In 1940, as Mahomed Ali Jinnah laid out his vision of the Two Nation Theory in Lahore, he argued that Hindus and Muslims in the subcontinent have separate pasts. “It is quite clear,” said the soon-to-be Qaid-e-Azam, “that Hindus and Mussalmans derive their inspiration from different sources of history”.
More than anything else from the 1940s, this unfortunate – and erroneous – formulation has stuck on across the subcontinent, raising its head most recently in Karnataka, where a furious debate rages over celebrating the birth anniversary of a 18th-century ruler of Mysore, Tipu Sultan.
Two-nation theory versus reality
Even as the ruling Congress party in the state is adamant about celebrating the birthday of the monarch on November 10 – spurred in large part with an eye on Muslim votes – the Bharatiya Janata Party is organising anti-Tipu rallies and has declared the occasion to be a “black day”. In a mirror image to the Congress, the BJP hopes its stand will attract Hindu votes. “Very often the hero of one is a foe of the other,” Jinnah had said in Lahore, little aware that this would describe Kannadiga politics eight decades later.

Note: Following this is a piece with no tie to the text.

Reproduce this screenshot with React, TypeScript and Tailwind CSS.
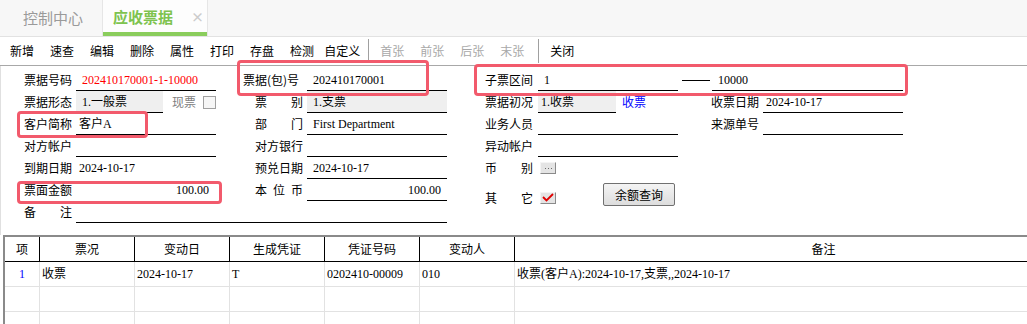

Yet, the historical record is far more complex than modern politics would have you believe. For example, where does the tale of a Muslim Tipu Sultan as the defender of a Hindu temple fit? Especially when he was defending it from the Marathas, who are often seen in modern India as archetypal Hindutva heroes, battling for a mythical proto-nation.
Third Anglo-Mysore War
In the late 1700s, the subcontinent was in flux. The Mughals, while still seen as token sovereigns, had lost actual power. Any hope of the Marathas replacing them was dashed at the Third Battle of Panipat, where the Afghans won a crushing victory. As subcontinental powers declined, the star of the British rose.
In 1789, the British teamed up with their allies, the Marathas and the Hyderabad Nizam, to pluck out the last thorn in their side: the king of Mysore, Tipu Sultan, who had, more than any other ruler, understood the grave threat the East Indian Company posed.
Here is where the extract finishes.